Entries with page source code
+++++

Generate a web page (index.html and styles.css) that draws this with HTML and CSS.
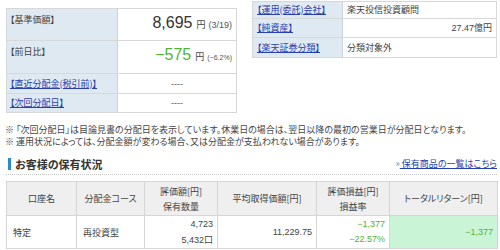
FILE: index.html
```html
<!DOCTYPE html>
<html lang="ja">
<head>
<meta charset="utf-8">
<link rel="stylesheet" href="styles.css">
</head>
<body>
<div class="top">
  <table class="info left">
    <colgroup><col class="lc"><col></colgroup>
    <tr class="r1"><th>【基準価額】</th><td class="val"><span class="num">8,695</span><span class="yen">円</span><span class="sub">(3/19)</span></td></tr>
    <tr class="r2"><th>【前日比】</th><td class="val"><span class="num green">−575</span><span class="yen">円</span><span class="sub small">(−6.2%)</span></td></tr>
    <tr class="r3"><th><a href="#">【直近分配金(税引前)】</a></th><td class="c">----</td></tr>
    <tr class="r4"><th><a href="#">【次回分配日】</a></th><td class="c">----</td></tr>
  </table>
  <table class="info right">
    <colgroup><col class="rc"><col></colgroup>
    <tr class="s1"><th><a href="#">【運用(委託)会社】</a></th><td>楽天投信投資顧問</td></tr>
    <tr class="s2"><th><a href="#">【純資産】</a></th><td class="r"><span class="n">27.47</span>億円</td></tr>
    <tr class="s3"><th><a href="#">【楽天証券分類】</a></th><td>分類対象外</td></tr>
  </table>
</div>
<div class="notes">
  <p>※ 「次回分配日」は目論見書の分配日を表示しています。休業日の場合は、翌日以降の最初の営業日が分配日となります。</p>
  <p>※ 運用状況によっては、分配金額が変わる場合、又は分配金が支払われない場合があります。</p>
</div>
<div class="head">
  <h2>お客様の保有状況</h2>
  <a href="#" class="more"><span class="arr">»</span> 保有商品の一覧はこちら</a>
</div>
<table class="hold">
  <colgroup><col class="h1"><col class="h2"><col class="h3"><col class="h4"><col class="h5"><col class="h6"></colgroup>
  <tr class="hr">
    <th>口座名</th><th>分配金コース</th><th>評価額[円]<br>保有数量</th><th>平均取得価額[円]</th><th>評価損益[円]<br>損益率</th><th>トータルリターン[円]</th>
  </tr>
  <tr class="dr">
    <td>特定</td><td>再投資型</td><td class="r"><span class="n">4,723</span><br><span class="n">5,432</span>口</td><td class="r n">11,229.75</td><td class="r green n">−1,377<br>−22.57%</td><td class="r green tot n">−1,377</td>
  </tr>
</table>
</body>
</html>
```

FILE: styles.css
```css
body {
  margin: 0;
  font-family: "Noto Sans CJK JP", "Liberation Sans", sans-serif;
  font-size: 9px;
  color: #444;
  background: #fff;
  font-feature-settings: "palt";
}
a { color: #2a3fae; text-decoration: underline; }
p { margin: 0; }
table { border-collapse: collapse; table-layout: fixed; }
.green { color: #4fb436; }
.n { font-family: "Liberation Sans", sans-serif; }

.top {
  display: flex;
  align-items: flex-start;
  gap: 15px;
  padding-left: 6px;
}
.info th, .info td {
  border: 1px solid #d8d8d8;
  line-height: 12px;
}
.info th {
  background: #dfe9f2;
  font-weight: normal;
  text-align: left;
  color: #444;
  border-right-color: #c9d3dc;
}
.left { margin-top: 8px; width: 231px; }
.left .lc { width: 111px; }
.left th { vertical-align: top; padding: 5px 3px 0 3px; }
.left td { padding: 0 4px; }
.r1 th { height: 26px; }
.r1 td { height: 27px; }
.r2 th { height: 27px; }
.r2 td { height: 28px; }
.r3 th, .r3 td { height: 19px; padding-top: 0; vertical-align: middle; }
.r4 th, .r4 td { height: 18px; padding-top: 0; vertical-align: middle; }
.val { vertical-align: top; text-align: right; padding-top: 4px !important; white-space: nowrap; line-height: 20px !important; }
.num { font-family: "Liberation Sans", sans-serif; font-size: 16px; color: #333; }
.num.green { color: #4fb436; }
.yen { font-size: 9px; margin-left: 4px; color: #444; }
.sub { font-family: "Liberation Sans", sans-serif; font-size: 9px; margin-left: 3px; color: #555; }
.sub.small { font-size: 7px; }
.c { text-align: center; color: #555; font-family: "Liberation Sans", sans-serif; }

.right { margin-top: 1px; width: 245px; }
.right .rc { width: 90px; }
.right th, .right td { padding: 0 4px; vertical-align: middle; }
.s1 th, .s1 td { height: 16px; }
.s2 th, .s2 td { height: 18px; }
.s3 th, .s3 td { height: 19px; }
.r { text-align: right; }

.notes {
  margin-top: 11px;
  padding-left: 5px;
  color: #444;
}
.notes p { height: 12px; line-height: 12px; white-space: nowrap; }

.head {
  margin: 9px 3px 0 6px;
  display: flex;
  justify-content: space-between;
  align-items: center;
  height: 14px;
  padding-bottom: 3px;
  border-bottom: 1px dotted #c8c8c8;
}
.head h2 {
  margin: 0 0 0 2px;
  font-size: 11px;
  font-weight: bold;
  color: #333;
  border-left: 3px solid #2a8ad0;
  padding-left: 4px;
  line-height: 12px;
  height: 12px;
}
.more { font-size: 9px; line-height: 12px; }
.arr { text-decoration: none; display: inline-block; color: #5a8fc8; }

.hold {
  margin: 6px 0 0 6px;
  width: 491px;
}
.h1 { width: 70px; }
.h2 { width: 68px; }
.h3 { width: 73px; }
.h4 { width: 99px; }
.h5 { width: 73px; }
.h6 { width: 108px; }
.hold th, .hold td {
  border: 1px solid #d6d6d6;
  line-height: 15px;
  vertical-align: middle;
}
.hold th {
  background: #efefef;
  font-weight: normal;
  color: #444;
  height: 33px;
  text-align: center;
  padding: 0 2px;
}
.hold td {
  height: 31px;
  padding: 0 4px 0 6px;
  color: #444;
}
.hold td.green { color: #4fb436; }
.hold .tot { background: #c9f4d6; }
```
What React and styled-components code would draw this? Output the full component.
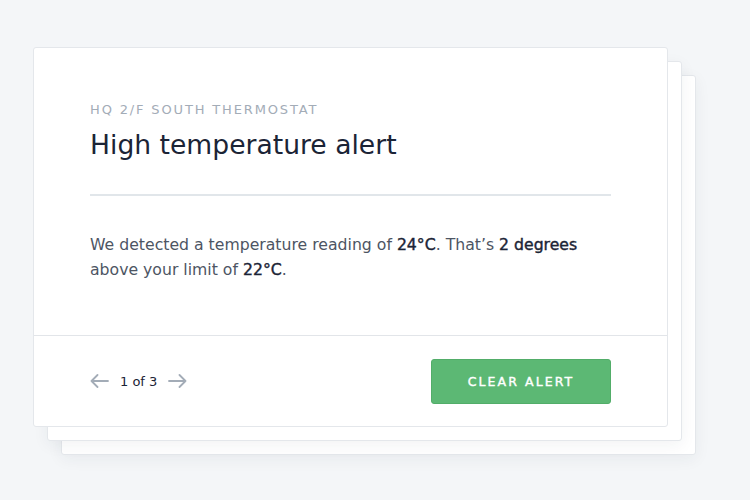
import styled, { createGlobalStyle } from 'styled-components';

const Global = createGlobalStyle`
  html, body {
    margin: 0;
    padding: 0;
    background: #f4f6f8;
    font-family: "DejaVu Sans", "Open Sans", sans-serif;
  }
`;

const Page = styled.div`
  width: 750px;
  height: 500px;
  padding: 47px 0 0 33px;
  box-sizing: border-box;
`;

const Stack = styled.div`
  position: relative;
  width: 635px;
  height: 380px;
`;

const BackCard = styled.div`
  position: absolute;
  left: ${p => p.offset}px;
  top: ${p => p.offset}px;
  width: 635px;
  height: 380px;
  box-sizing: border-box;
  background: #fff;
  border: 1px solid #e4e7eb;
  border-radius: 3px;
  box-shadow: 0 4px 16px rgba(30, 45, 70, 0.06);
`;

const Card = styled.div`
  position: relative;
  width: 635px;
  height: 380px;
  box-sizing: border-box;
  background: #fff;
  border: 1px solid #e4e7eb;
  border-radius: 3px;
  display: flex;
  flex-direction: column;
`;

const Body = styled.div`
  height: 288px;
  box-sizing: border-box;
  padding: 54px 56px 0 56px;
  border-bottom: 1px solid #e2e5e9;
`;

const Label = styled.div`
  font-size: 13px;
  letter-spacing: 1.85px;
  color: #a3acb7;
  line-height: 16px;
`;

const Title = styled.h1`
  margin: 10px 0 0;
  font-size: 26.6px;
  font-weight: 400;
  color: #1b2436;
  line-height: 34px;
`;

const Rule = styled.div`
  margin-top: 32px;
  height: 2px;
  background: #e1e6ea;
`;

const Text = styled.p`
  margin: 36px 0 0;
  font-size: 15.7px;
  line-height: 25px;
  color: #4d5563;

  b {
    font-weight: 400;
    color: #1b2436;
    -webkit-text-stroke: 0.4px #1b2436;
  }
`;

const Footer = styled.div`
  flex: 1;
  display: flex;
  align-items: center;
  justify-content: space-between;
  padding: 0 56px;
`;

const Pager = styled.div`
  display: flex;
  align-items: center;
  gap: 11px;
  font-size: 13px;
  color: #1b2436;
`;

const Arrow = styled.svg`
  width: 19px;
  height: 14px;
  display: block;
`;

const Button = styled.button`
  width: 180px;
  height: 45px;
  border: 1px solid #52ad69;
  border-radius: 3px;
  background: #5cb874;
  color: #fff;
  font-family: inherit;
  font-size: 12.5px;
  font-weight: 400;
  -webkit-text-stroke: 0.4px #fff;
  letter-spacing: 2.1px;
  cursor: pointer;
`;

const ArrowIcon = ({ dir }) => (
  <Arrow viewBox="0 0 19 14" fill="none" stroke="#a3acb7" strokeWidth="1.8" strokeLinecap="round" strokeLinejoin="round">
    {dir === 'left' ? (
      <path d="M18 7H1.5M7.5 1L1.5 7l6 6" />
    ) : (
      <path d="M1 7h16.5M11.5 1l6 6-6 6" />
    )}
  </Arrow>
);

export default function App() {
  return (
    <Page>
      <Global />
      <Stack>
        <BackCard offset={28} />
        <BackCard offset={14} />
        <Card>
          <Body>
            <Label>HQ 2/F SOUTH THERMOSTAT</Label>
            <Title>High temperature alert</Title>
            <Rule />
            <Text>
              We detected a temperature reading of <b>24°C</b>. That’s <b>2 degrees</b>
              <br />
              above your limit of <b>22°C</b>.
            </Text>
          </Body>
          <Footer>
            <Pager>
              <ArrowIcon dir="left" />
              <span>1 of 3</span>
              <ArrowIcon dir="right" />
            </Pager>
            <Button>CLEAR ALERT</Button>
          </Footer>
        </Card>
      </Stack>
    </Page>
  );
}
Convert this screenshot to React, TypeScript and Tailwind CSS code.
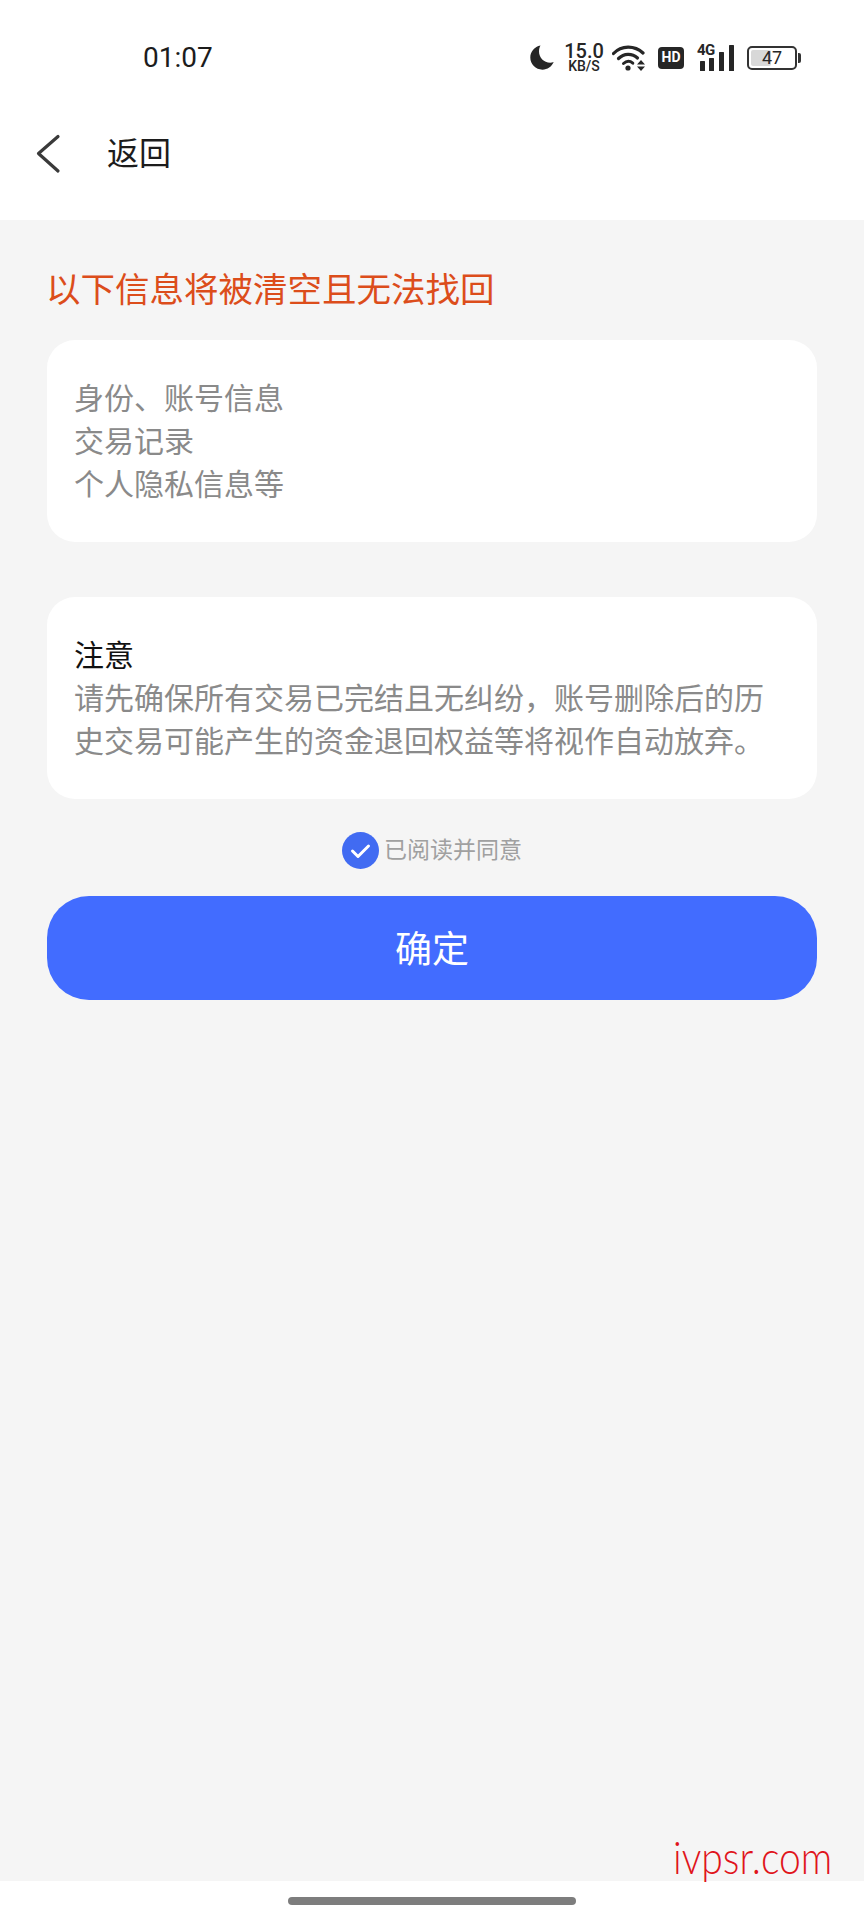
const CJK = "font-['Roboto','Noto_Sans_CJK_SC',sans-serif]";

function MoonIcon() {
  return (
    <svg width="25" height="25" viewBox="0 0 25 25" className="text-[#262626]">
      <path
        fill="currentColor"
        d="M10.5 0.6C4.6 1.7 0.3 6.7 0.3 12.6c0 6.7 5.4 12.1 12.1 12.1 5 0 9.5-3.1 11.3-7.6-1.1 0.4-2.3 0.6-3.5 0.6-6.2 0-11.2-5-11.2-11.2 0-2.1 0.5-4.2 1.5-5.9z"
      />
    </svg>
  );
}

function WifiIcon() {
  return (
    <svg width="34" height="27" viewBox="0 0 34 27" fill="none" className="text-[#262626]">
      <path d="M1.5 9.5C9.5 1 22.5 1 31 9" stroke="currentColor" strokeWidth="3.2" strokeLinecap="round" />
      <path d="M6.5 14.5C12 9 20 9 25.5 14" stroke="currentColor" strokeWidth="3.2" strokeLinecap="round" />
      <path d="M11.5 19.5C14.5 16.8 18 16.8 20.8 19.2" stroke="currentColor" strokeWidth="3" strokeLinecap="round" />
      <circle cx="16" cy="24" r="2.6" fill="currentColor" />
      <path d="M25 20.5h8l-4-4.5zM25 22.5h8l-4 4.5z" fill="currentColor" />
    </svg>
  );
}

function SignalIcon() {
  return (
    <div className="relative h-[27px] w-[38px]">
      <svg width="38" height="27" viewBox="0 0 38 27" className="text-[#262626]">
        <rect x="3" y="17" width="5" height="10" rx="0.5" fill="currentColor" />
        <rect x="12" y="14" width="5" height="13" rx="0.5" fill="currentColor" />
        <rect x="22" y="8" width="5" height="19" rx="0.5" fill="currentColor" />
        <rect x="32" y="1" width="5" height="26" rx="0.5" fill="currentColor" />
      </svg>
      <span className="absolute top-[-2px] left-[0px] text-[15px] leading-[16px] font-bold tracking-[-0.5px] text-[#262626] font-['Roboto',sans-serif]">
        4G
      </span>
    </div>
  );
}

function BatteryIcon() {
  return (
    <div className="flex items-center">
      <div className="flex h-[24px] w-[50px] items-stretch rounded-[5px] border-2 border-[#333333] p-[2px]">
        <div className="relative w-[47%] rounded-[2px] bg-[#d8d8d8]">
          <span className="absolute top-[-2px] left-[11px] text-[18px] leading-[20px] text-[#262626] font-['Roboto',sans-serif]">
            47
          </span>
        </div>
      </div>
      <div className="ml-[1px] h-[10px] w-[3px] rounded-r-[2px] bg-[#333333]" />
    </div>
  );
}

function StatusBar() {
  return (
    <div className="flex h-[90px] items-start pt-[43px] pr-[63px] pl-[143px]">
      <span className="text-[28px] leading-[30px] font-normal text-[#1c1c1c] font-['Roboto',sans-serif]">01:07</span>
      <div className="ml-auto flex items-center">
        <MoonIcon />
        <div className="ml-[10px] flex w-[38px] flex-col items-center font-['Roboto',sans-serif] font-medium text-[#262626]">
          <span className="text-[20px] leading-[17px]">15.0</span>
          <span className="text-[14px] leading-[12px]">KB/S</span>
        </div>
        <div className="ml-[9px]">
          <WifiIcon />
        </div>
        <div className="ml-[12px] flex h-[22px] w-[26px] items-center justify-center rounded-[4px] bg-[#262626] text-[14px] font-bold text-white font-['Roboto',sans-serif]">
          HD
        </div>
        <div className="ml-[13px]">
          <SignalIcon />
        </div>
        <div className="ml-[12px]">
          <BatteryIcon />
        </div>
      </div>
    </div>
  );
}

function Header() {
  return (
    <div className="flex h-[130px] items-center bg-white pb-[2px]">
      <svg width="28" height="42" viewBox="0 0 28 42" fill="none" className="ml-[35px]">
        <path d="M23 3.5 3.5 20.5 23 38" stroke="#3a3a3a" strokeWidth="3.2" strokeLinecap="round" strokeLinejoin="round" />
      </svg>
      <span className="ml-[44px] text-[32px] leading-[42px] text-[#1c1c1c]">返回</span>
    </div>
  );
}

export default function App() {
  return (
    <div className={`relative flex h-[1920px] w-[864px] flex-col overflow-hidden bg-white ${CJK}`}>
      <StatusBar />
      <Header />

      <main className="flex flex-1 flex-col bg-[#f5f5f5] px-[47px]">
        <h1 className="mt-[48px] -ml-[1px] text-[34.5px] leading-[44px] font-normal text-[#dc4d1b]">以下信息将被清空且无法找回</h1>

        {/* what gets wiped */}
        <section className="mt-[28px] flex h-[202px] flex-col justify-center rounded-[28px] bg-white px-[27px] text-[30px] leading-[43px] text-[#8a8a8a]">
          <p>身份、账号信息</p>
          <p>交易记录</p>
          <p>个人隐私信息等</p>
        </section>

        <section className="mt-[55px] flex h-[202px] flex-col justify-center rounded-[28px] bg-white px-[27px] text-[30px] leading-[43px] text-[#8a8a8a]">
          <p className="text-[#111111]">注意</p>
          <p>请先确保所有交易已完结且无纠纷，账号删除后的历</p>
          <p>史交易可能产生的资金退回权益等将视作自动放弃。</p>
        </section>

        <div className="mt-[33px] flex items-center justify-center gap-[5px]">
          <svg width="37" height="37" viewBox="0 0 37 37" fill="none">
            <circle cx="18.5" cy="18.5" r="18.5" fill="#416bf2" />
            <path d="M10.5 19 16 24.5 26.5 14" stroke="white" strokeWidth="3" strokeLinecap="round" strokeLinejoin="round" />
          </svg>
          <span className="text-[23px] leading-[37px] text-[#a0a0a0]">已阅读并同意</span>
        </div>

        <button
          type="button"
          className="mt-[27px] h-[104px] w-full rounded-[42px] bg-[#426cff] pt-[5px] text-[37px] text-white"
        >
          确定
        </button>
      </main>

      <footer className="flex h-[39px] items-center justify-center bg-white">
        <div className="h-[8px] w-[288px] rounded-full bg-[#7d7d7d]" />
      </footer>

      {/* site stamp over the corner */}
      <span className="absolute top-[1830px] left-[673px] origin-left scale-x-[0.85] text-[46px] leading-[54px] font-light text-[#e0141b] font-['Lato',sans-serif]">
        ivpsr.com
      </span>
    </div>
  );
}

+++++

(TASK TO CARRY OUT): Find how many lines of the material carry the string "this". Only the number should be in the answer.

(OUTPUT OF THE TASK): 3